**Written request:** Output the material exactly, but drop every image it holds.

===============

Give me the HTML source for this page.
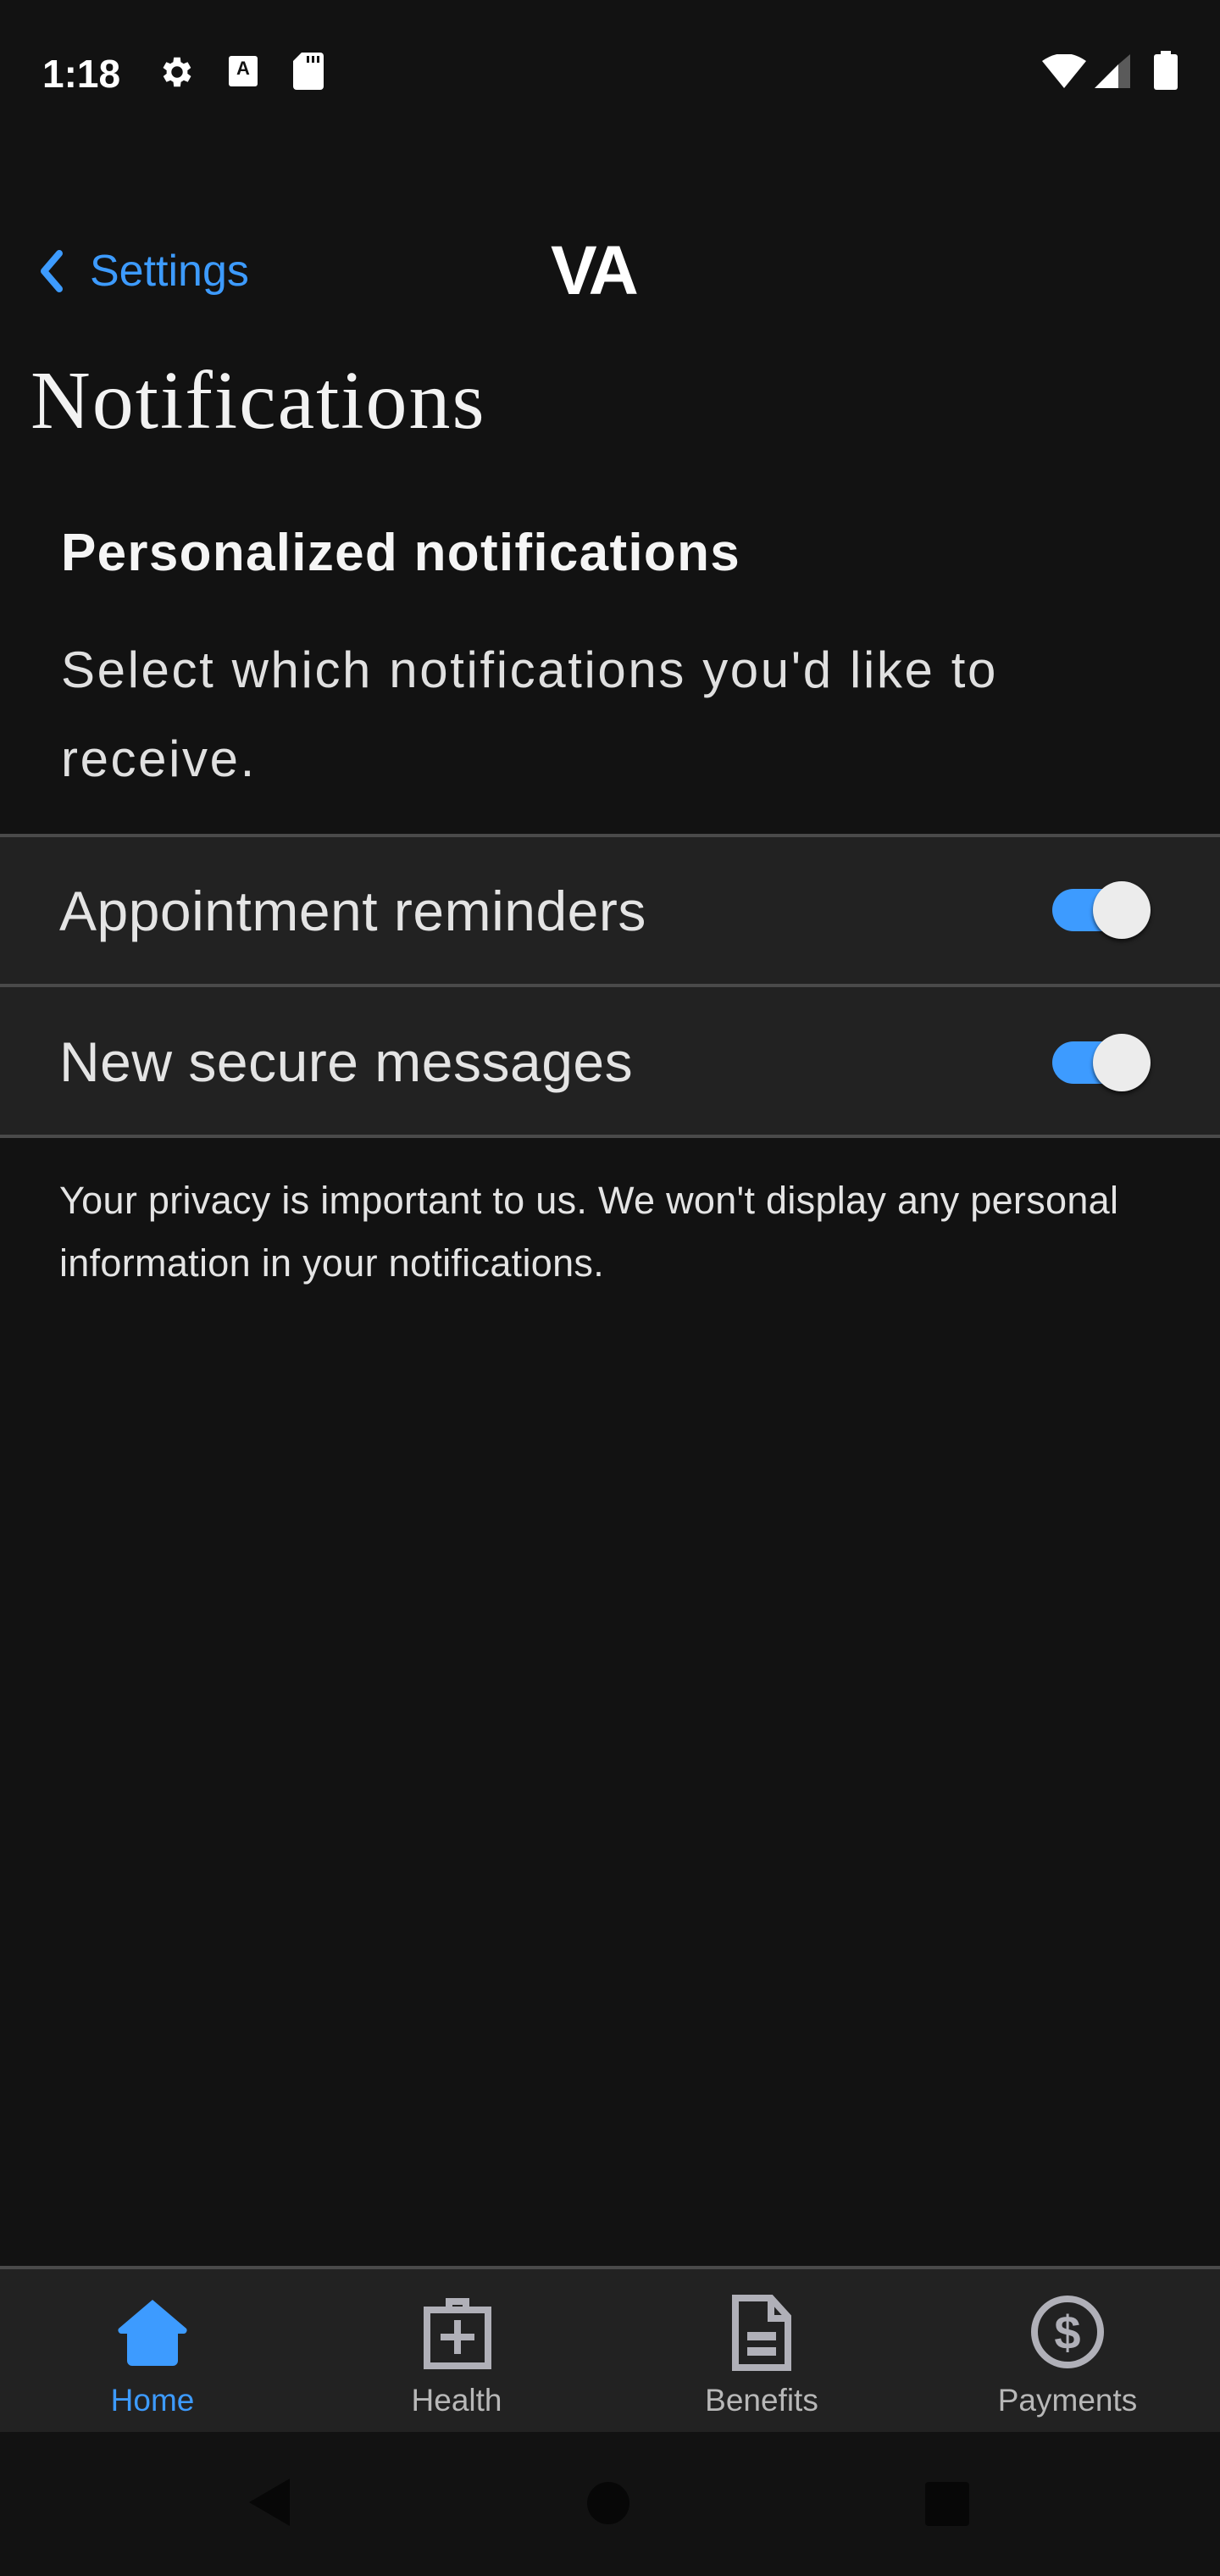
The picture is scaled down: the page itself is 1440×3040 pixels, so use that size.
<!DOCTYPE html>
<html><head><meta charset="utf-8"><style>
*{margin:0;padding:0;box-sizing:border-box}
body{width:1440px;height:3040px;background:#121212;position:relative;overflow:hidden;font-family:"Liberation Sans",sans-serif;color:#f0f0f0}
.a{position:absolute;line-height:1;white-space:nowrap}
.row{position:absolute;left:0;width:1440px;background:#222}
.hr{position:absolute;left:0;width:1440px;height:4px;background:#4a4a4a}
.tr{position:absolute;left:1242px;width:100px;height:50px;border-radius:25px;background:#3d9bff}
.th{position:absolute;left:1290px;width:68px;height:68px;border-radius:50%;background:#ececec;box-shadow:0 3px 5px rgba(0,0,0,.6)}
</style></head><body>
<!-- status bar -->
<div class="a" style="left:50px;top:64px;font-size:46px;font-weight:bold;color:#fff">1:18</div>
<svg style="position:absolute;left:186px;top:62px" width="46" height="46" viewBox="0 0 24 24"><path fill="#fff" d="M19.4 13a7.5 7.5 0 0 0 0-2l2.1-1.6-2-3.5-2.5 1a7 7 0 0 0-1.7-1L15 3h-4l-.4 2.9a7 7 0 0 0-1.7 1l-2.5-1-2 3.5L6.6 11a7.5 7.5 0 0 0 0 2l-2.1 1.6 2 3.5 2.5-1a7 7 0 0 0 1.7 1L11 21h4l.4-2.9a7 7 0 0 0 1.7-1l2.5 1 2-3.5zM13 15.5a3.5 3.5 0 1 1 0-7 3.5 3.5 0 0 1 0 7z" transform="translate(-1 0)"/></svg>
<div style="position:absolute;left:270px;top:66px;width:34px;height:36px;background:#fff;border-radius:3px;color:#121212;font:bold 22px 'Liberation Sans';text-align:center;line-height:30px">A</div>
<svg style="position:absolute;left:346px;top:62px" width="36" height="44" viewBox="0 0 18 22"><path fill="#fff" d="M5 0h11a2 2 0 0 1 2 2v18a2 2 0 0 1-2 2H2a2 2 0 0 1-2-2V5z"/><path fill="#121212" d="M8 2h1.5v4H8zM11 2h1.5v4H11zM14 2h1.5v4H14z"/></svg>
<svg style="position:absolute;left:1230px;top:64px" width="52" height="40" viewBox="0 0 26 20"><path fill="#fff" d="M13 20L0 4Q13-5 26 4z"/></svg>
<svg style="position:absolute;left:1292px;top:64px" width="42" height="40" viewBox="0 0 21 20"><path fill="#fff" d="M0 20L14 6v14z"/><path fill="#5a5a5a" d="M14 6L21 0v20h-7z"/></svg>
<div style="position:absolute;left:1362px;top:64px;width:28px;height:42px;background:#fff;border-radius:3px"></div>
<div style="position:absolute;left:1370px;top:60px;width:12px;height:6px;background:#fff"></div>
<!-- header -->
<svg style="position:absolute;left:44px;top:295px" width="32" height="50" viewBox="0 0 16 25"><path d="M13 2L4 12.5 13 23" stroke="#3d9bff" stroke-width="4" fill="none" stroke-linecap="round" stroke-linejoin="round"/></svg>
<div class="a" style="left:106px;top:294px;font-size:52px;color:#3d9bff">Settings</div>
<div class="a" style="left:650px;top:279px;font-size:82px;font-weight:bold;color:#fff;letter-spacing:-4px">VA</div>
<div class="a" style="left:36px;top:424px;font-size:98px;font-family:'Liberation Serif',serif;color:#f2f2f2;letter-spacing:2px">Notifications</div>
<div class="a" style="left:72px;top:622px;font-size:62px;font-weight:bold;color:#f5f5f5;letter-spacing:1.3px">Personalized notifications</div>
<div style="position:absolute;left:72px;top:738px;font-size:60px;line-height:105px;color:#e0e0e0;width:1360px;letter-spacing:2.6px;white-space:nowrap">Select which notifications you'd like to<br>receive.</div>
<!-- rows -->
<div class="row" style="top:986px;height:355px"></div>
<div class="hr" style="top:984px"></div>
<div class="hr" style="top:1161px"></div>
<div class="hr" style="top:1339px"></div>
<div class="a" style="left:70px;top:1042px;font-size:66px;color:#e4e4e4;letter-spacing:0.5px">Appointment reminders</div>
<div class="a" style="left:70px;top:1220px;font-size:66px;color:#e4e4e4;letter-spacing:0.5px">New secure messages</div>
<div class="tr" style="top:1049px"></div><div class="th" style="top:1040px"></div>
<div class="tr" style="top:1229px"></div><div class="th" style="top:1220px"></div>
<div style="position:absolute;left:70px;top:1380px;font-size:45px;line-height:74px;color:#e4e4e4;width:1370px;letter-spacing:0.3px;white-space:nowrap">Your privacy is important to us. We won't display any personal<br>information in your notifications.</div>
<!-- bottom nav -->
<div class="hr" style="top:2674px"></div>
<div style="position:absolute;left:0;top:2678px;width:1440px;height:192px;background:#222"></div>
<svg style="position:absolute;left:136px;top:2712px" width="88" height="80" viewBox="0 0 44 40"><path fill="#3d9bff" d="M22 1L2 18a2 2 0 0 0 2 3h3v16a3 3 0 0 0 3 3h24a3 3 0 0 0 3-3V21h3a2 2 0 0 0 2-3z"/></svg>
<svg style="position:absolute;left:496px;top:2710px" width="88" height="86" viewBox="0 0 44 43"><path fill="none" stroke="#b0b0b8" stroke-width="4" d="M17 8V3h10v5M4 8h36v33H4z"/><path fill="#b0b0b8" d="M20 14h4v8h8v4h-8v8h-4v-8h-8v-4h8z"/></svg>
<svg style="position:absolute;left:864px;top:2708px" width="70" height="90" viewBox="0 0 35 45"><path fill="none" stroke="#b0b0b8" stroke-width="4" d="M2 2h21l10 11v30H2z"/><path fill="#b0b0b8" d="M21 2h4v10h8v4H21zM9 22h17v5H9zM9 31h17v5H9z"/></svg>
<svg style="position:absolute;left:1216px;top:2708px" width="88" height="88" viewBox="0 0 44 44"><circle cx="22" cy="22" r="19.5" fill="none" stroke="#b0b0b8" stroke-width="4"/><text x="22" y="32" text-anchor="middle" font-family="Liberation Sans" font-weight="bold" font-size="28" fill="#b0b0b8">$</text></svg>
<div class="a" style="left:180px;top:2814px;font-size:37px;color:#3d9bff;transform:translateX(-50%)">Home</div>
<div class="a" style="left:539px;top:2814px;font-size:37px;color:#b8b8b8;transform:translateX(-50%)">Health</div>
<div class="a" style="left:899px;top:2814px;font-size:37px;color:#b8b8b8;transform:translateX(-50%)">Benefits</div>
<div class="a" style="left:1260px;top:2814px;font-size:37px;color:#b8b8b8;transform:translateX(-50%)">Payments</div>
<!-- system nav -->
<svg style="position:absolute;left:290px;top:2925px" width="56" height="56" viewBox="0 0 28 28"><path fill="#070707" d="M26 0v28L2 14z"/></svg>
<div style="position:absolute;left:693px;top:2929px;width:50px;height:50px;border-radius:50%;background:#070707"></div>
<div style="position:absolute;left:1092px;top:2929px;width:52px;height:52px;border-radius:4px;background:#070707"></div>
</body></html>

===============

**In response:**
Give me the HTML source for this page.
The picture is scaled down: the page itself is 1440×3040 pixels, so use that size.
<!DOCTYPE html>
<html><head><meta charset="utf-8"><style>
*{margin:0;padding:0;box-sizing:border-box}
body{width:1440px;height:3040px;background:#121212;position:relative;overflow:hidden;font-family:"Liberation Sans",sans-serif;color:#f0f0f0}
.a{position:absolute;line-height:1;white-space:nowrap}
.row{position:absolute;left:0;width:1440px;background:#222}
.hr{position:absolute;left:0;width:1440px;height:4px;background:#4a4a4a}
.tr{position:absolute;left:1242px;width:100px;height:50px;border-radius:25px;background:#3d9bff}
.th{position:absolute;left:1290px;width:68px;height:68px;border-radius:50%;background:#ececec;box-shadow:0 3px 5px rgba(0,0,0,.6)}
</style></head><body>
<!-- status bar -->
<div class="a" style="left:50px;top:64px;font-size:46px;font-weight:bold;color:#fff">1:18</div>
<svg style="position:absolute;left:186px;top:62px" width="46" height="46" viewBox="0 0 24 24"><path fill="#fff" d="M19.4 13a7.5 7.5 0 0 0 0-2l2.1-1.6-2-3.5-2.5 1a7 7 0 0 0-1.7-1L15 3h-4l-.4 2.9a7 7 0 0 0-1.7 1l-2.5-1-2 3.5L6.6 11a7.5 7.5 0 0 0 0 2l-2.1 1.6 2 3.5 2.5-1a7 7 0 0 0 1.7 1L11 21h4l.4-2.9a7 7 0 0 0 1.7-1l2.5 1 2-3.5zM13 15.5a3.5 3.5 0 1 1 0-7 3.5 3.5 0 0 1 0 7z" transform="translate(-1 0)"/></svg>
<div style="position:absolute;left:270px;top:66px;width:34px;height:36px;background:#fff;border-radius:3px;color:#121212;font:bold 22px 'Liberation Sans';text-align:center;line-height:30px">A</div>
<svg style="position:absolute;left:346px;top:62px" width="36" height="44" viewBox="0 0 18 22"><path fill="#fff" d="M5 0h11a2 2 0 0 1 2 2v18a2 2 0 0 1-2 2H2a2 2 0 0 1-2-2V5z"/><path fill="#121212" d="M8 2h1.5v4H8zM11 2h1.5v4H11zM14 2h1.5v4H14z"/></svg>
<svg style="position:absolute;left:1230px;top:64px" width="52" height="40" viewBox="0 0 26 20"><path fill="#fff" d="M13 20L0 4Q13-5 26 4z"/></svg>
<svg style="position:absolute;left:1292px;top:64px" width="42" height="40" viewBox="0 0 21 20"><path fill="#fff" d="M0 20L14 6v14z"/><path fill="#5a5a5a" d="M14 6L21 0v20h-7z"/></svg>
<div style="position:absolute;left:1362px;top:64px;width:28px;height:42px;background:#fff;border-radius:3px"></div>
<div style="position:absolute;left:1370px;top:60px;width:12px;height:6px;background:#fff"></div>
<!-- header -->
<svg style="position:absolute;left:44px;top:295px" width="32" height="50" viewBox="0 0 16 25"><path d="M13 2L4 12.5 13 23" stroke="#3d9bff" stroke-width="4" fill="none" stroke-linecap="round" stroke-linejoin="round"/></svg>
<div class="a" style="left:106px;top:294px;font-size:52px;color:#3d9bff">Settings</div>
<div class="a" style="left:650px;top:279px;font-size:82px;font-weight:bold;color:#fff;letter-spacing:-4px">VA</div>
<div class="a" style="left:36px;top:424px;font-size:98px;font-family:'Liberation Serif',serif;color:#f2f2f2;letter-spacing:2px">Notifications</div>
<div class="a" style="left:72px;top:622px;font-size:62px;font-weight:bold;color:#f5f5f5;letter-spacing:1.3px">Personalized notifications</div>
<div style="position:absolute;left:72px;top:738px;font-size:60px;line-height:105px;color:#e0e0e0;width:1360px;letter-spacing:2.6px;white-space:nowrap">Select which notifications you'd like to<br>receive.</div>
<!-- rows -->
<div class="row" style="top:986px;height:355px"></div>
<div class="hr" style="top:984px"></div>
<div class="hr" style="top:1161px"></div>
<div class="hr" style="top:1339px"></div>
<div class="a" style="left:70px;top:1042px;font-size:66px;color:#e4e4e4;letter-spacing:0.5px">Appointment reminders</div>
<div class="a" style="left:70px;top:1220px;font-size:66px;color:#e4e4e4;letter-spacing:0.5px">New secure messages</div>
<div class="tr" style="top:1049px"></div><div class="th" style="top:1040px"></div>
<div class="tr" style="top:1229px"></div><div class="th" style="top:1220px"></div>
<div style="position:absolute;left:70px;top:1380px;font-size:45px;line-height:74px;color:#e4e4e4;width:1370px;letter-spacing:0.3px;white-space:nowrap">Your privacy is important to us. We won't display any personal<br>information in your notifications.</div>
<!-- bottom nav -->
<div class="hr" style="top:2674px"></div>
<div style="position:absolute;left:0;top:2678px;width:1440px;height:192px;background:#222"></div>
<svg style="position:absolute;left:136px;top:2712px" width="88" height="80" viewBox="0 0 44 40"><path fill="#3d9bff" d="M22 1L2 18a2 2 0 0 0 2 3h3v16a3 3 0 0 0 3 3h24a3 3 0 0 0 3-3V21h3a2 2 0 0 0 2-3z"/></svg>
<svg style="position:absolute;left:496px;top:2710px" width="88" height="86" viewBox="0 0 44 43"><path fill="none" stroke="#b0b0b8" stroke-width="4" d="M17 8V3h10v5M4 8h36v33H4z"/><path fill="#b0b0b8" d="M20 14h4v8h8v4h-8v8h-4v-8h-8v-4h8z"/></svg>
<svg style="position:absolute;left:864px;top:2708px" width="70" height="90" viewBox="0 0 35 45"><path fill="none" stroke="#b0b0b8" stroke-width="4" d="M2 2h21l10 11v30H2z"/><path fill="#b0b0b8" d="M21 2h4v10h8v4H21zM9 22h17v5H9zM9 31h17v5H9z"/></svg>
<svg style="position:absolute;left:1216px;top:2708px" width="88" height="88" viewBox="0 0 44 44"><circle cx="22" cy="22" r="19.5" fill="none" stroke="#b0b0b8" stroke-width="4"/><text x="22" y="32" text-anchor="middle" font-family="Liberation Sans" font-weight="bold" font-size="28" fill="#b0b0b8">$</text></svg>
<div class="a" style="left:180px;top:2814px;font-size:37px;color:#3d9bff;transform:translateX(-50%)">Home</div>
<div class="a" style="left:539px;top:2814px;font-size:37px;color:#b8b8b8;transform:translateX(-50%)">Health</div>
<div class="a" style="left:899px;top:2814px;font-size:37px;color:#b8b8b8;transform:translateX(-50%)">Benefits</div>
<div class="a" style="left:1260px;top:2814px;font-size:37px;color:#b8b8b8;transform:translateX(-50%)">Payments</div>
<!-- system nav -->
<svg style="position:absolute;left:290px;top:2925px" width="56" height="56" viewBox="0 0 28 28"><path fill="#070707" d="M26 0v28L2 14z"/></svg>
<div style="position:absolute;left:693px;top:2929px;width:50px;height:50px;border-radius:50%;background:#070707"></div>
<div style="position:absolute;left:1092px;top:2929px;width:52px;height:52px;border-radius:4px;background:#070707"></div>
</body></html>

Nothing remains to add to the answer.